Quand le défaut de production de l’étude d’impact au dossier n’affecte pas la légalité du permis de construire
Lorsque l’autorité compétente a eu connaissance de l’étude d’impact dans le cadre de l’instruction de la première demande de permis de construire, le défaut de production de ce document dans le nouveau dossier de demande n’affecte pas d’illégalité le second permis de construire dès lors que les modifications apportées au projet ne sont pas substantielles.
CAA. Douai, 1er juillet 2010, Sté Cicobail, req. n°08DA00429
Rendu en formation plénière, voici un arrêt d’importance ; d’autant qu’il nous permet de faire part de nos très vielles interrogations sur « l’utilité » de l’étude d’impact dans le cadre de l’instruction d’une demande de permis de construire, du moins dans certains cas.

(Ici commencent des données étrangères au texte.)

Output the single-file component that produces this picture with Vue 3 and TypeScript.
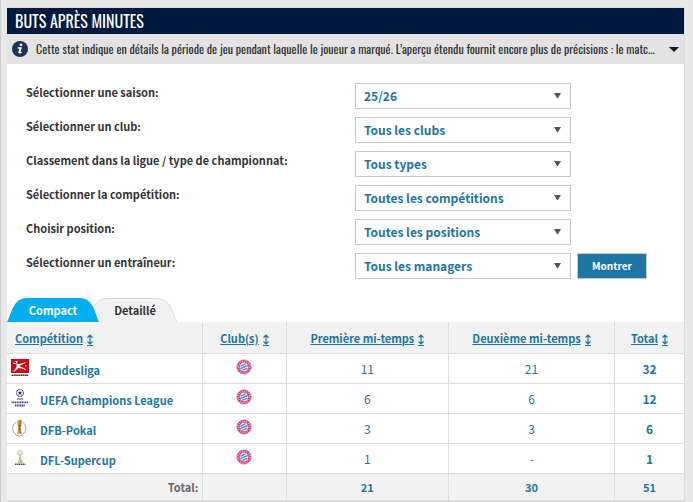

On le sait, l’ancien article R.421-2 8° du Code de l’urbanisme comme l’actuel article R.431-16 f) impose au pétitionnaire de produire à son dossier une étude l‘impact lorsqu’elle est prévue en application du Code de l’environnement.
Ce document peut être exigible dans deux cas : soit, parce ce que le projet de construction est en lui-même assujetti à cette obligation ; soit, par voie de conséquence, dans la mesure où la demande se rapporte à un projet pour laquelle cette étude d’impact est requise à un autre titre.
Tel est le cas lorsque la demande de permis de construire se rapporte à une installation classée pour la protection de l’environnement soumise à autorisation d’exploiter.
Quelle que soit l’importance et les caractéristiques intrinsèques de la construction, le pétitionnaire doit alors produire à son dossier de demande de permis de construire l’étude d’impact requise à ce titre. Il en va ainsi y compris lorsque les travaux objets de la demande de permis de construire porte sur une installation existante dès lors que ces travaux correspondent à une modification de ses conditions d’exploitation nécessitant une nouvelle autorisation au titre de la législation environnementale (CAA. Marseille, 21 février 2007, ANPER, req. n°03MA00068).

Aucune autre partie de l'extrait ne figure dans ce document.